Development of Flexure‐Based Supernumerary Robotic Finger for Hand Function Augmentation

Abstract

This study introduces a flexure‐based supernumerary robotic finger (FBSF) inspired by the proportions of the human thumb, aiming to overcome existing limitations in robotic finger design. In pursuit of seamless cooperation with the user's hand, human finger proportions are replicated. Finite element analysis of all five fingers indicates that the thumb‐mimicking configuration offers the largest workspace and bending angle. The FBSF, featuring a polycarbonate paired crossed flexural hinge structure and high impact polystyrene links, closely mirrors the human thumb. Weighing 59 g (main body) and 170 g (control box), the FBSF enables user‐driven control and decoupled actuation based on user intent, utilizing the electromyographic signal of the extensor carpi ulnaris via isometric contractions.

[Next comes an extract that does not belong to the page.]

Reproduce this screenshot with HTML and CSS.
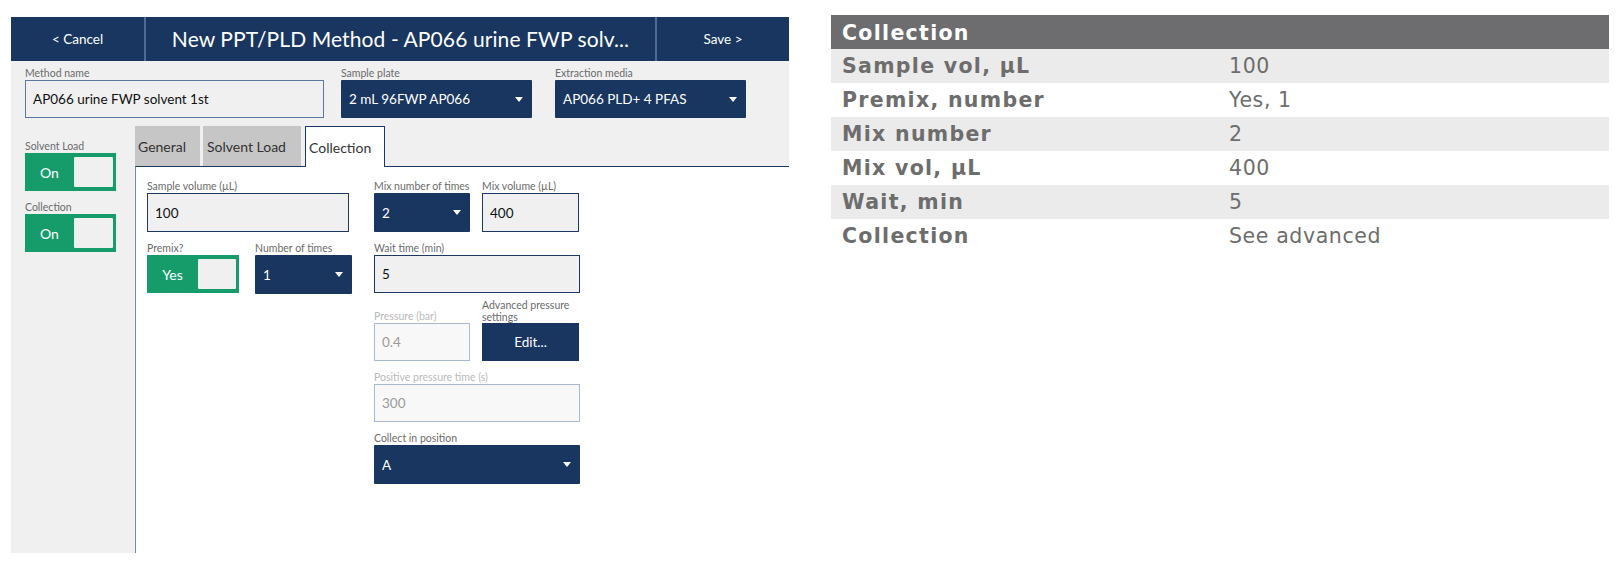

An experimental protocol, including task blocks (releasing, clenching), confirms the FBSF's responsiveness to user intentions. When utilizing FBSF, it has been verified using a motion capture camera system that it is possible to extend the existing hand workspace by approximately 29.72%. Performance tests demonstrate the FBSF's capability to grasp various objects and assist in tasks, with a maximum load‐bearing capacity of 2.6 kg experimentally verified. This study demonstrates the potential of the developed FBSF to augment hand functionality in diverse applications.